◆ **Stated problem**
Every line below that mentions the word "this" should be copied out.

◆ **Records for processing**

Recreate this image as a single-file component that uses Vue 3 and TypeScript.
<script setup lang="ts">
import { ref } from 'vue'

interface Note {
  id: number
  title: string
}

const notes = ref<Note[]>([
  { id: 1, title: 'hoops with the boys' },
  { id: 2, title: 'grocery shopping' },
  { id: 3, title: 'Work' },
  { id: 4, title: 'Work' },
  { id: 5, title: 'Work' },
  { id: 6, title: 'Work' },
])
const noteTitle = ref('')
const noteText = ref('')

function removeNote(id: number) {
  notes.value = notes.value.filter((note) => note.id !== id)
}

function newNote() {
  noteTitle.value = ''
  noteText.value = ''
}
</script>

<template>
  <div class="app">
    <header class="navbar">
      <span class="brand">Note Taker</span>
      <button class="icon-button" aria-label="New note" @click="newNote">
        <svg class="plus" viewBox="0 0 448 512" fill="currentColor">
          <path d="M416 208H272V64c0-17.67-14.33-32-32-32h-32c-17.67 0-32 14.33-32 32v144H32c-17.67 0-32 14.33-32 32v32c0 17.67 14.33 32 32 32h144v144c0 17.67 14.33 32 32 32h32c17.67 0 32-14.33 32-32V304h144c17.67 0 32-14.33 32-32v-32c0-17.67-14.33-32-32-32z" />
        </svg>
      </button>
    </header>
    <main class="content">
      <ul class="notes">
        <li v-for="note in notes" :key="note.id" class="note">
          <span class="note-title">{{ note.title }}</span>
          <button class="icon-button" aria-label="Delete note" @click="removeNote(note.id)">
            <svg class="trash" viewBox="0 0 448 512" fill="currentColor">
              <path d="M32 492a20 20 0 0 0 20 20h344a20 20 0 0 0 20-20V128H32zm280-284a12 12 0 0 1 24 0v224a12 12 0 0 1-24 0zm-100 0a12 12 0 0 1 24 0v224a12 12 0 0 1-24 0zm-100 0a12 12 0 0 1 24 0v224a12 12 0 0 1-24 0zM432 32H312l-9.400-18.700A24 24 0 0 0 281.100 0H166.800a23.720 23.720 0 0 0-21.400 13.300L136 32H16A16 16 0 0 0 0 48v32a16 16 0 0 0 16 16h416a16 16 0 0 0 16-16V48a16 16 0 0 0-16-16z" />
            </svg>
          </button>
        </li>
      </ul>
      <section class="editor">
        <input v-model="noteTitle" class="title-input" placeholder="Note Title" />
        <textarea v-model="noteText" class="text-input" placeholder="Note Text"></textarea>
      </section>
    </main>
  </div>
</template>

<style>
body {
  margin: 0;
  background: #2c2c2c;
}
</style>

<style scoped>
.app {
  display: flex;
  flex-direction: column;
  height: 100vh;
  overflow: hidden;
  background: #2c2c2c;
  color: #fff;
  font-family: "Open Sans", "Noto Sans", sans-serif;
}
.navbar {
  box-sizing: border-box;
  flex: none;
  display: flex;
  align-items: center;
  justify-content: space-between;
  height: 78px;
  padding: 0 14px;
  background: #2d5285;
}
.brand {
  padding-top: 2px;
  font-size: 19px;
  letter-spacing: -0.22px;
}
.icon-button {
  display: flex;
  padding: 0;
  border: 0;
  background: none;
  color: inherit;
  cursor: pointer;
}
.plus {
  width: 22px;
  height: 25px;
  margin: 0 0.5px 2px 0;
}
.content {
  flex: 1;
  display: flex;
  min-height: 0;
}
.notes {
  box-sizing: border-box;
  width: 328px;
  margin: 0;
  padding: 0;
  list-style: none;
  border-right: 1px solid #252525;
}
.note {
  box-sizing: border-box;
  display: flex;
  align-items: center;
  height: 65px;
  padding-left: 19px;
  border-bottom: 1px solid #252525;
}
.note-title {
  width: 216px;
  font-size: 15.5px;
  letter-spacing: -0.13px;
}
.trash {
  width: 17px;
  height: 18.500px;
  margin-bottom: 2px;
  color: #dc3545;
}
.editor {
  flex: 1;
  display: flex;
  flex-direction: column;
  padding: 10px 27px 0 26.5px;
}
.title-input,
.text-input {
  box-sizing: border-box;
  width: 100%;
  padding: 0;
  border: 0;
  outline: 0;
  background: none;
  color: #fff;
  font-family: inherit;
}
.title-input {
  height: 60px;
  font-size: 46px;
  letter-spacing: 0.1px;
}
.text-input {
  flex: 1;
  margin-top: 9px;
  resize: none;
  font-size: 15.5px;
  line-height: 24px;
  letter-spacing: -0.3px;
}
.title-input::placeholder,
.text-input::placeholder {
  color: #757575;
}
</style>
* * *
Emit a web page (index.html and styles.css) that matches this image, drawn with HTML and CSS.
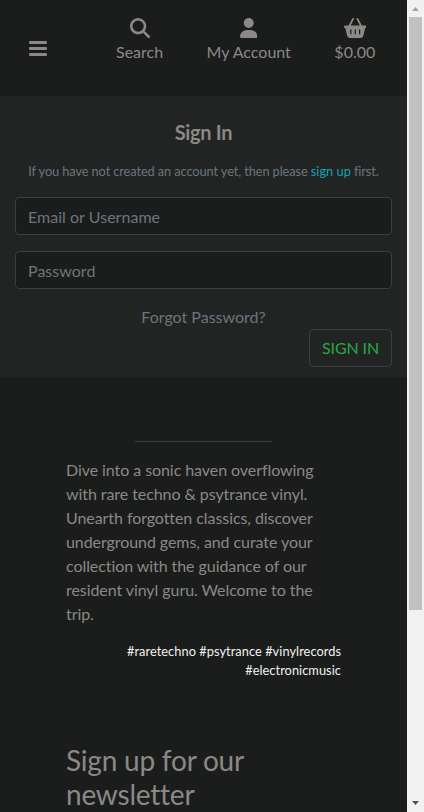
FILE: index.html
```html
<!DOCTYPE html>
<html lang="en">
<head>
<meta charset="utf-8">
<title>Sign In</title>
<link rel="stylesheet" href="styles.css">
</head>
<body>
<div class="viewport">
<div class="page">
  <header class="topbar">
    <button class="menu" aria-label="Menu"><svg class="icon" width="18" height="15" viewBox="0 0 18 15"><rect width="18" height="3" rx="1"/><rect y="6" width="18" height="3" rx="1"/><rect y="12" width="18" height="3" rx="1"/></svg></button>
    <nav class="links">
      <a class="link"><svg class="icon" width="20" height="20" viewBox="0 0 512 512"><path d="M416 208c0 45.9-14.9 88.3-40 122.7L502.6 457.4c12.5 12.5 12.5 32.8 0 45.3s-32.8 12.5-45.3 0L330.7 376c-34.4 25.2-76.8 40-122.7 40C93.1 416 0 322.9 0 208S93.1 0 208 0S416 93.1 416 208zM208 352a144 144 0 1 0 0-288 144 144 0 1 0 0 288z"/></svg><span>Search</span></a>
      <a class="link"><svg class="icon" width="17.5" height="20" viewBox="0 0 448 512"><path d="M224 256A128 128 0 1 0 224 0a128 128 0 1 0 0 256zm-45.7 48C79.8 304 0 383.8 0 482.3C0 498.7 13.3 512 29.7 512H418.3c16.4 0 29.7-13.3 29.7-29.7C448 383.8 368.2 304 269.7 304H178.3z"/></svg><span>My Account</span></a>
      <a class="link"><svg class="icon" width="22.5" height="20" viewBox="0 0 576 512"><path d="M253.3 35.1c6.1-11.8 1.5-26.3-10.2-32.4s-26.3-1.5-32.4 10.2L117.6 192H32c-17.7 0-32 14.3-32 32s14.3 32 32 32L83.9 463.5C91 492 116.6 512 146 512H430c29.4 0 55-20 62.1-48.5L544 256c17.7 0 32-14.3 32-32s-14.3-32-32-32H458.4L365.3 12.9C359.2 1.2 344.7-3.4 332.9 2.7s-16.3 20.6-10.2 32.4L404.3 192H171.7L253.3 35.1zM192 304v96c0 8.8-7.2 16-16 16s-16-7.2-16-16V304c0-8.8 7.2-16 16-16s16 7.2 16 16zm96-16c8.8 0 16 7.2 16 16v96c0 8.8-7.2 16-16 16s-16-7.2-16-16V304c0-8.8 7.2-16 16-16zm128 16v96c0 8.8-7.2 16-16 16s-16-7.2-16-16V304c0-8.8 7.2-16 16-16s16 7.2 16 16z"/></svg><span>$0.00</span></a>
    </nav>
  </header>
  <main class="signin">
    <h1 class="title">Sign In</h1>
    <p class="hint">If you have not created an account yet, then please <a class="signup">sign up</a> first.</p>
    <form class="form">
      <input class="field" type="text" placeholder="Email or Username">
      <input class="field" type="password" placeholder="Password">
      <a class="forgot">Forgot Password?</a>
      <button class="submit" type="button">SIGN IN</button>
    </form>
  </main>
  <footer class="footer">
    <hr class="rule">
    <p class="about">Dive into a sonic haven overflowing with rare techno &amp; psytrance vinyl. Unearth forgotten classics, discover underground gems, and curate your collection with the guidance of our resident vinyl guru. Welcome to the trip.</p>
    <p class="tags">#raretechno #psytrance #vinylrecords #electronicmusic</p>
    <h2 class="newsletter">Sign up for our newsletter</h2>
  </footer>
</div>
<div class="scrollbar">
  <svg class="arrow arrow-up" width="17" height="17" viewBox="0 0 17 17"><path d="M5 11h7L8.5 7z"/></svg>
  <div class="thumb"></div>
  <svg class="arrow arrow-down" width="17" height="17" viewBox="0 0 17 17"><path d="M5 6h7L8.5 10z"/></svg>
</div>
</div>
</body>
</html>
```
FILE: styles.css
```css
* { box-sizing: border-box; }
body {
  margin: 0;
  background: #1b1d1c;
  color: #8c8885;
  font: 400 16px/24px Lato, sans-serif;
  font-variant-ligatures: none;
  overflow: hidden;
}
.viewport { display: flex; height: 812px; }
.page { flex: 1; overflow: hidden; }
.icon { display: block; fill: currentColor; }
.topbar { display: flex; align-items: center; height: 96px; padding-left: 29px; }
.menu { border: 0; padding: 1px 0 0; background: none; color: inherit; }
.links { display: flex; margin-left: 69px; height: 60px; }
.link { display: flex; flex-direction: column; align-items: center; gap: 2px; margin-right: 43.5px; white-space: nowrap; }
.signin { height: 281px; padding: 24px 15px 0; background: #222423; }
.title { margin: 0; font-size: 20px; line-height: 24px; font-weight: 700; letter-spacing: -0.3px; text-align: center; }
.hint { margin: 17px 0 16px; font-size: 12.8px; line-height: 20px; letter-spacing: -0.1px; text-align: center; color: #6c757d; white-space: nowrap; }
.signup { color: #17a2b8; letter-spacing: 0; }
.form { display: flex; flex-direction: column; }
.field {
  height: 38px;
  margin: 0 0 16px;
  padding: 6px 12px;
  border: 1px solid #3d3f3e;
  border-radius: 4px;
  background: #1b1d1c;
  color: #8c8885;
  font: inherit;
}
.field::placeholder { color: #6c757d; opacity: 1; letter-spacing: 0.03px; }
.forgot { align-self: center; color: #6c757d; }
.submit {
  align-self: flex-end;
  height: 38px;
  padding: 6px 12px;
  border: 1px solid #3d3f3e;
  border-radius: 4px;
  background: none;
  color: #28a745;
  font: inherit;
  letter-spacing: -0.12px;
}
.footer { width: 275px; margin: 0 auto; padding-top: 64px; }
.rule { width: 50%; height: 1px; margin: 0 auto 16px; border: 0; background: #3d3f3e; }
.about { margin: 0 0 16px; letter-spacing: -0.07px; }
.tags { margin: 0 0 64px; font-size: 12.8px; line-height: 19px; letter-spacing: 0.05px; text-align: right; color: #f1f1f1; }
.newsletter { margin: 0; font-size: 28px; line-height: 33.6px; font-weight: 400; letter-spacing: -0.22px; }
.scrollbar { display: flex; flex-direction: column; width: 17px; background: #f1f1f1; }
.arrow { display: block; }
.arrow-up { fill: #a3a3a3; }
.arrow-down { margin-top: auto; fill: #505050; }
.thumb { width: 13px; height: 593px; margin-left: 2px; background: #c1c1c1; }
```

◆ **Written solution**
Recreate this image as a single-file component that uses Vue 3 and TypeScript.
Emit a web page (index.html and styles.css) that matches this image, drawn with HTML and CSS.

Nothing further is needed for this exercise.